Koltuksuz, otopsi raporunun bilimsel açıdan değerlendirilmediğini belirterek, "Otopsi raporu bilimsel açıdan değerlendirilseydi, bunun doğru olmadığı kolayca görülürdü. Çünkü bu tür hastalarda zaten akciğerler söndüğü için, hiç hava almamış, hiç solunum yapılmamış olarak görülebilir. Otopsi raporunu okuduğumuz zaman hiç havalanmamış demiyor. O anda içinde hava olmadığını söylüyor. Bu hiç havalanmadığı anlamına gelmiyor" dedi.

Yapılan testte bebeğin aileye ait olduğunun kesin olarak ortaya çıktığını, bebeklerin karıştırılması gibi bir durumun söz konusu olmadığını ifade eden Prof. koltuksuz, "Ailenin kafasını karıştıran şey, başlangıçta bebeğinin ağladığının söylenmiş olması, sağlıklı olduğunun söylenmiş olmasıdır. Fakat erken doğan bebeklerde bu tür rahatsızlıklar, hastalıklar çok sık olarak görülebilmektedir.

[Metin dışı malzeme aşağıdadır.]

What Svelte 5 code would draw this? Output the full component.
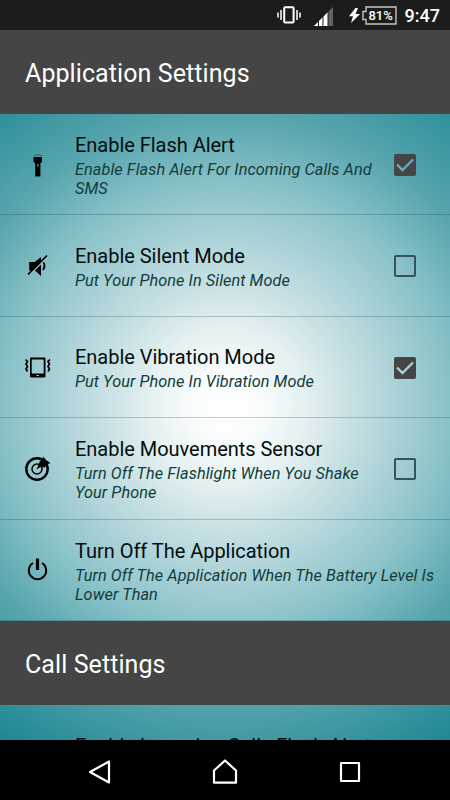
<script>
let items = $state([
    { icon: 'torch', title: 'Enable Flash Alert', summary: 'Enable Flash Alert For Incoming Calls And SMS', checked: true },
    { icon: 'silent', title: 'Enable Silent Mode', summary: 'Put Your Phone In Silent Mode', checked: false },
    { icon: 'vibrate', title: 'Enable Vibration Mode', summary: 'Put Your Phone In Vibration Mode', checked: true },
    { icon: 'sensor', title: 'Enable Mouvements Sensor', summary: 'Turn Off The Flashlight When You Shake Your Phone', checked: false },
    { icon: 'power', title: 'Turn Off The Application', summary: 'Turn Off The Application When The Battery Level Is Lower Than' }
]);

const toggle = (item) => {
    if (item.checked !== undefined) item.checked = !item.checked;
};
</script>

<div class="phone">
    <header class="status">
        <svg class="ringer" width="24" height="18" viewBox="0 0 24 18">
            <rect x="7.2" y="1.3" width="9.4" height="15.2" rx="1" fill="none" stroke="#fff" stroke-width="2" />
            <path d="M4 4v10M20 4v10M1 6.5v5M23 6.5v5" stroke="#fff" stroke-width="1.5" />
        </svg>
        <svg class="signal" width="20" height="19" viewBox="0 0 20 19">
            <path d="M0 19L19 0v19z" fill="#626262" />
            <path d="M0 19L14 5v14z" fill="#fff" />
            <path d="M4.5 8v11M9 5v14M14 3v16" stroke="#1c1c1c" stroke-width="1" />
        </svg>
        <svg class="bolt" width="11" height="15" viewBox="0 0 11 15">
            <path d="M6.5 0L0 8.2h4L2 15 11 6H6.5L9 0z" fill="#fff" />
        </svg>
        <div class="battery">
            <svg width="35" height="19" viewBox="0 0 35 19">
                <path d="M4 1h30v17H4v-4.500H1v-8h3z" fill="none" stroke="#c4c4c4" stroke-width="1.400" />
            </svg>
            <span>81%</span>
        </div>
        <span class="clock">9:47</span>
    </header>

    <main>
        <h2>Application Settings</h2>
        {#each items as item}
            <div class="row">
                <div class="icon">
                    {#if item.icon == 'torch'}
                        <svg width="26" height="26" viewBox="0 0 26 26">
                            <path d="M9 3.500q4-1.500 8 0" fill="none" stroke="#000" stroke-opacity=".4" />
                            <path d="M8.500 5h8.500v4.500l-1.600 2V24.500h-5.200V11.500L8.500 9.500z" />
                            <path d="M13 12v2.500" stroke="#5faab2" stroke-width="1.200" />
                        </svg>
                    {:else if item.icon == 'silent'}
                        <svg width="26" height="26" viewBox="0 0 26 26">
                            <path d="M4.200 9h5.500L16 4v19l-6-5.500H4.200z" />
                            <path d="M18 9q3 3.500 0 8" fill="none" stroke="#000" stroke-width="1.800" />
                            <path d="M4 22.500L23 3.500" stroke="#8fc5cb" stroke-width="1.400" />
                            <path d="M3 21.500L22 2.500" stroke="#000" stroke-width="1.700" />
                        </svg>
                    {:else if item.icon == 'vibrate'}
                        <svg width="26" height="26" viewBox="0 0 26 26">
                            <path fill-rule="evenodd" d="M6 2.500h13.500q1 0 1 1v18q0 1-1 1H6q-1 0-1-1v-18q0-1 1-1zM6.700 4.500v14h12v-14zM11.500 20v1H14v-1z" />
                            <path d="M.5 4.500l2 2-1.500 2.500 1.500 2.500-1.500 2.500 1.500 2.500M25 4.500l-2 2 1.500 2.500-1.500 2.500 1.500 2.500-1.500 2.500" fill="none" stroke="#000" stroke-width="1.700" />
                        </svg>
                    {:else if item.icon == 'sensor'}
                        <svg width="26" height="26" viewBox="0 0 26 26">
                            <circle cx="12" cy="13" r="10.700" fill="none" stroke="#000" stroke-width="2.400" />
                            <circle cx="12" cy="13" r="5" fill="none" stroke="#000" stroke-width="1.500" />
                            <path d="M11.500 13.500l3.500-8.500 2.500-1L18 .5l3 3.500 4.500 3-4 1.500-1.500 3-4.500-.5z" />
                        </svg>
                    {:else}
                        <svg width="26" height="26" viewBox="0 0 26 26">
                            <path d="M8 6a8.700 8.700 0 1 0 9 0" fill="none" stroke="#000" stroke-width="2" />
                            <path d="M12.500 1.500v11.500" stroke="#000" stroke-width="3.200" />
                        </svg>
                    {/if}
                </div>
                <div class="text">
                    <p class="title">{item.title}</p>
                    <p class="summary">{item.summary}</p>
                </div>
                {#if item.checked !== undefined}
                    <button class="check" class:checked={item.checked} aria-label={item.title} onclick={() => toggle(item)}>
                        {#if item.checked}
                            <svg class={item.icon} width="22" height="22" viewBox="0 0 22 22">
                                <path d="M3 10.500l5.500 5.500L19 5.500" fill="none" stroke="currentColor" stroke-width="2.400" />
                            </svg>
                        {/if}
                    </button>
                {/if}
            </div>
        {/each}
        <h2>Call Settings</h2>
        <div class="row partial">
            <div class="icon"></div>
            <div class="text">
                <p class="title">Enable Incoming Calls Flash Alert</p>
            </div>
        </div>
    </main>

    <nav>
        <svg width="26" height="26" viewBox="0 0 26 26">
            <path d="M22 2.500v21L3 13z" />
        </svg>
        <svg width="26" height="26" viewBox="0 0 26 26">
            <path d="M13 1.500l11 10v12.200H2V11.500z" />
        </svg>
        <svg width="26" height="26" viewBox="0 0 26 26">
            <path d="M4 4h18v18H4z" />
        </svg>
    </nav>
</div>

<style>
:global(body) {
    margin: 0;
}

.phone {
    width: 450px;
    height: 800px;
    display: flex;
    flex-direction: column;
    overflow: hidden;
    background: #000;
    font-family: Roboto, sans-serif;
}

.status {
    height: 30px;
    flex: none;
    box-sizing: border-box;
    padding-right: 10px;
    display: flex;
    align-items: center;
    justify-content: flex-end;
    background: #1c1c1c;
    color: #fff;
}

.ringer {
    margin-right: 13px;
}

.signal {
    margin: 2px 15px 0 0;
}

.bolt {
    margin-right: 2px;
}

.battery {
    display: grid;
    width: 35px;
    height: 19px;
    margin-right: 8px;
}

.battery svg,
.battery span {
    grid-area: 1 / 1;
}

.battery span {
    padding-left: 3px;
    font-size: 13px;
    line-height: 19px;
    font-weight: 500;
    text-align: center;
}

.clock {
    font-size: 18px;
    font-weight: 500;
}

main {
    flex: 1;
    min-height: 0;
    overflow: hidden;
    background: radial-gradient(circle at 227px 377px, #fff 0, #fbfdfd 30px, #e4f0f1 80px, #c7e0e3 125px, #88c1c8 225px, #58a5ae 290px, #30909c 367px, #1d8493 410px);
}

h2 {
    margin: 0;
    height: 84px;
    box-sizing: border-box;
    padding: 3px 25px 0;
    font-size: 25px;
    font-weight: 400;
    letter-spacing: .08px;
    line-height: 82px;
    background: #454545;
    color: #fff;
}

.row {
    height: 101.4px;
    box-sizing: border-box;
    display: flex;
    align-items: center;
    padding: 1.4px 10px 0 25px;
    border-bottom: 1px solid rgba(20, 60, 70, .25);
}

.icon {
    width: 50px;
    flex: none;
}

.icon svg {
    display: block;
}

.text {
    flex: 1;
    padding-top: 1.4px;
    color: #050c0e;
}

p {
    margin: 0;
}

.title {
    font-size: 20px;
    line-height: 24px;
    letter-spacing: -.03px;
}

.summary {
    margin-top: 3px;
    font-size: 16.25px;
    line-height: 19px;
    letter-spacing: .08px;
    font-style: italic;
    color: #113c3b;
}

.check {
    width: 22px;
    height: 22px;
    flex: none;
    box-sizing: border-box;
    margin: 0 24px 0 18px;
    padding: 0;
    border: 2px solid #36525a;
    border-radius: 2px;
    background: none;
}

.check.checked {
    border: 0;
    background: #454545;
    color: #5fb0ba;
}

.check svg {
    display: block;
}

.check .vibrate {
    color: #a8d3d8;
}

.partial {
    align-items: flex-start;
    padding-top: 28px;
}

nav {
    height: 60px;
    flex: none;
    display: flex;
    justify-content: center;
    align-items: center;
    gap: 99px;
    padding-top: 3px;
    box-sizing: border-box;
}

nav path {
    fill: none;
    stroke: #fff;
    stroke-width: 2.2;
    stroke-linejoin: round;
}
</style>
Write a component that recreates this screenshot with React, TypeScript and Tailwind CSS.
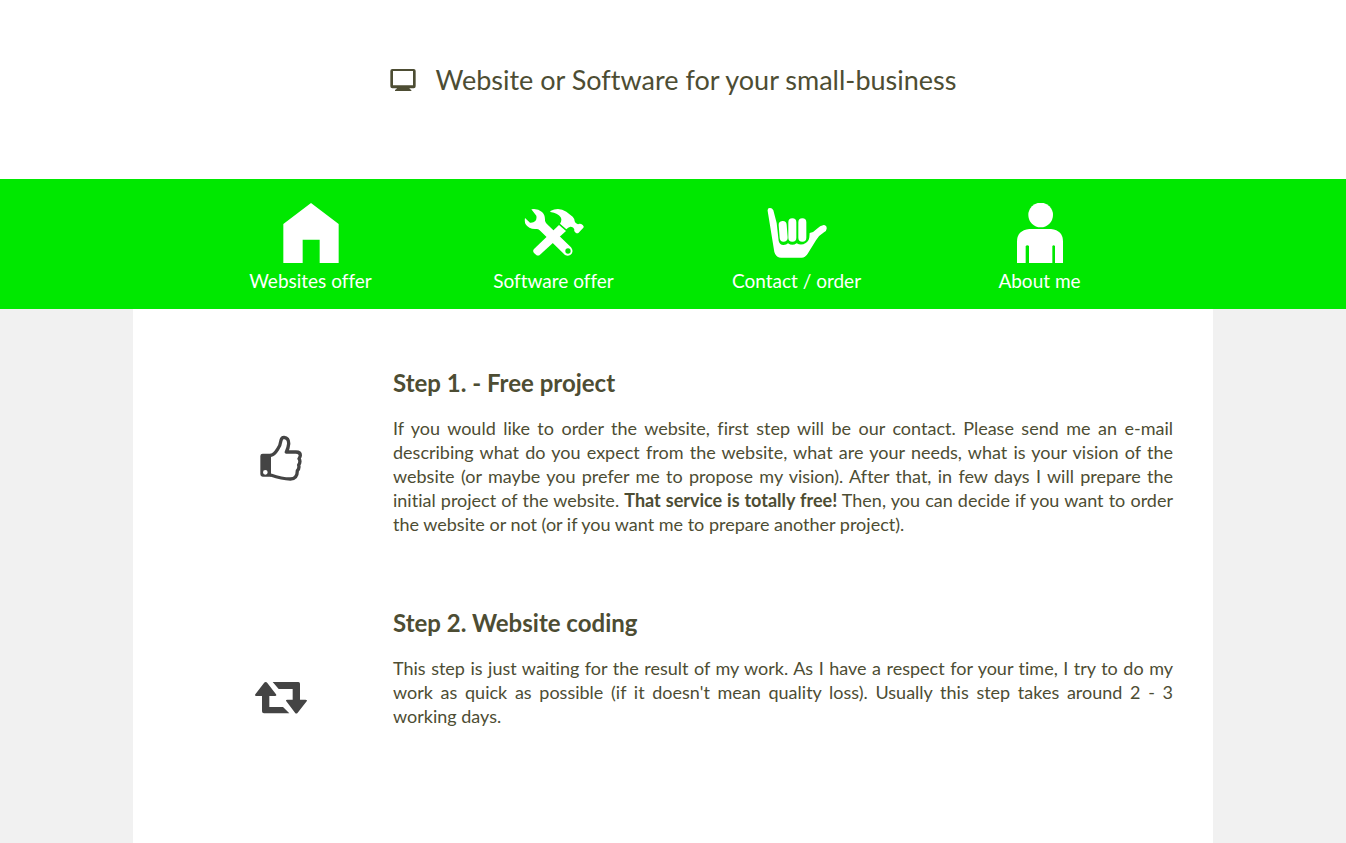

Akciğerdeki solunum bozukluğuna bağlı hastanın durumu gittikçe kötüleşiyor ve ölüm gerçekleşiyor" diye konuştu.

Başhekim Koltuksuz, yapılan işlemlerde tıbba, tekniğe veya etiğe aykırı bir şey görmedikleri için kurum içi soruşturma açmaya da gerek görmediklerini sözlerine ekledi.